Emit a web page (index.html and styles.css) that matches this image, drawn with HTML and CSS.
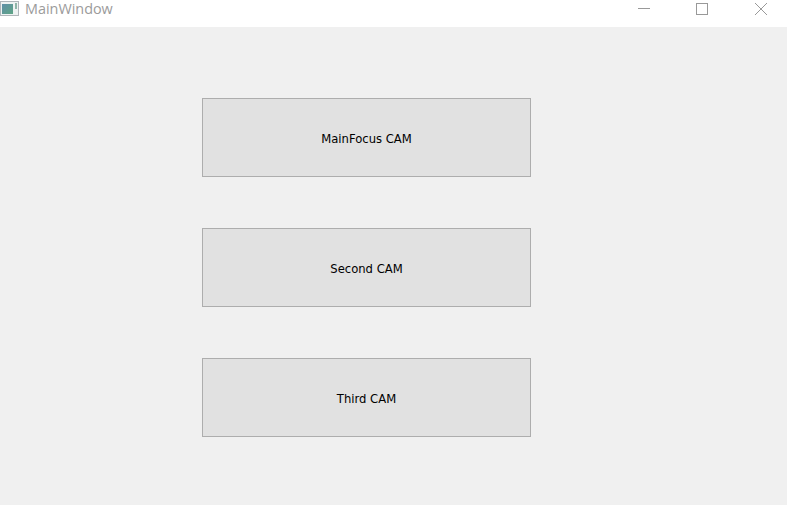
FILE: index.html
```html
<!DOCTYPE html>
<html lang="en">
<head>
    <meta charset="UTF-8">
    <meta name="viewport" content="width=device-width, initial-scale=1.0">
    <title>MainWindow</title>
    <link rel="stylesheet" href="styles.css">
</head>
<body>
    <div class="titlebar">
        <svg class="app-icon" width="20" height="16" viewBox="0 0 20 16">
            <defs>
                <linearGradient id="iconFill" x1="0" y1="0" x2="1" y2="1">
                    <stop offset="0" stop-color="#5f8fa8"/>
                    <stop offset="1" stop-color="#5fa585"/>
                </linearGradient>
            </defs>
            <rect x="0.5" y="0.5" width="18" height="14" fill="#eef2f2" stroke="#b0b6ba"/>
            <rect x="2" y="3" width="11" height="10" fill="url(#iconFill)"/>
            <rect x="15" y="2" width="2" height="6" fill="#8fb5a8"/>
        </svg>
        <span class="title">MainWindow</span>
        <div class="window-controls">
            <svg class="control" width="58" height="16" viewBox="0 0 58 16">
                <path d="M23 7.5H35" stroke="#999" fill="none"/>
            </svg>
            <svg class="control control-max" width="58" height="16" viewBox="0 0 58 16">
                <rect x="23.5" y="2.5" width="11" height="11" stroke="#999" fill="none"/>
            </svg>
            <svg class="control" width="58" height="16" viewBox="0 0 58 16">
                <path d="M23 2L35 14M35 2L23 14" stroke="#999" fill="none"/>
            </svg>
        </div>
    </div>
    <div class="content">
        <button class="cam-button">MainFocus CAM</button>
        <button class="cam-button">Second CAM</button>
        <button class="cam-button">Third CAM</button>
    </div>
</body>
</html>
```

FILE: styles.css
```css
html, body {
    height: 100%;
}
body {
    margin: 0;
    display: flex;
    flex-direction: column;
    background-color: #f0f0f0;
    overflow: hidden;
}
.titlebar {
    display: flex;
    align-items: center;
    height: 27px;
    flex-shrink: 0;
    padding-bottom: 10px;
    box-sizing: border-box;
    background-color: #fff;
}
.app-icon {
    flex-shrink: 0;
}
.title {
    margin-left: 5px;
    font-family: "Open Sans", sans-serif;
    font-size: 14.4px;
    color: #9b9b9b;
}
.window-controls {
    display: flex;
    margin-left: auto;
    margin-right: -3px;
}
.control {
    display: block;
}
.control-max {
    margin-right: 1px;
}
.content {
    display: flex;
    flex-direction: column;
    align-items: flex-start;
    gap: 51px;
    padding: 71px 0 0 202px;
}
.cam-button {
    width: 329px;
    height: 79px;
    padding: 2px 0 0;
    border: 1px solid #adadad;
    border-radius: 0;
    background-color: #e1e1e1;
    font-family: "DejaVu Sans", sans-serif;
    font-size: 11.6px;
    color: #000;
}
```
-=-=-
* [To do] Write out each line of the data exactly; the images should be left out.

* [Solution to this exercise]
Emit a web page (index.html and styles.css) that matches this image, drawn with HTML and CSS.
FILE: index.html
```html
<!DOCTYPE html>
<html lang="en">
<head>
    <meta charset="UTF-8">
    <meta name="viewport" content="width=device-width, initial-scale=1.0">
    <title>MainWindow</title>
    <link rel="stylesheet" href="styles.css">
</head>
<body>
    <div class="titlebar">
        <svg class="app-icon" width="20" height="16" viewBox="0 0 20 16">
            <defs>
                <linearGradient id="iconFill" x1="0" y1="0" x2="1" y2="1">
                    <stop offset="0" stop-color="#5f8fa8"/>
                    <stop offset="1" stop-color="#5fa585"/>
                </linearGradient>
            </defs>
            <rect x="0.5" y="0.5" width="18" height="14" fill="#eef2f2" stroke="#b0b6ba"/>
            <rect x="2" y="3" width="11" height="10" fill="url(#iconFill)"/>
            <rect x="15" y="2" width="2" height="6" fill="#8fb5a8"/>
        </svg>
        <span class="title">MainWindow</span>
        <div class="window-controls">
            <svg class="control" width="58" height="16" viewBox="0 0 58 16">
                <path d="M23 7.5H35" stroke="#999" fill="none"/>
            </svg>
            <svg class="control control-max" width="58" height="16" viewBox="0 0 58 16">
                <rect x="23.5" y="2.5" width="11" height="11" stroke="#999" fill="none"/>
            </svg>
            <svg class="control" width="58" height="16" viewBox="0 0 58 16">
                <path d="M23 2L35 14M35 2L23 14" stroke="#999" fill="none"/>
            </svg>
        </div>
    </div>
    <div class="content">
        <button class="cam-button">MainFocus CAM</button>
        <button class="cam-button">Second CAM</button>
        <button class="cam-button">Third CAM</button>
    </div>
</body>
</html>
```

FILE: styles.css
```css
html, body {
    height: 100%;
}
body {
    margin: 0;
    display: flex;
    flex-direction: column;
    background-color: #f0f0f0;
    overflow: hidden;
}
.titlebar {
    display: flex;
    align-items: center;
    height: 27px;
    flex-shrink: 0;
    padding-bottom: 10px;
    box-sizing: border-box;
    background-color: #fff;
}
.app-icon {
    flex-shrink: 0;
}
.title {
    margin-left: 5px;
    font-family: "Open Sans", sans-serif;
    font-size: 14.4px;
    color: #9b9b9b;
}
.window-controls {
    display: flex;
    margin-left: auto;
    margin-right: -3px;
}
.control {
    display: block;
}
.control-max {
    margin-right: 1px;
}
.content {
    display: flex;
    flex-direction: column;
    align-items: flex-start;
    gap: 51px;
    padding: 71px 0 0 202px;
}
.cam-button {
    width: 329px;
    height: 79px;
    padding: 2px 0 0;
    border: 1px solid #adadad;
    border-radius: 0;
    background-color: #e1e1e1;
    font-family: "DejaVu Sans", sans-serif;
    font-size: 11.6px;
    color: #000;
}
```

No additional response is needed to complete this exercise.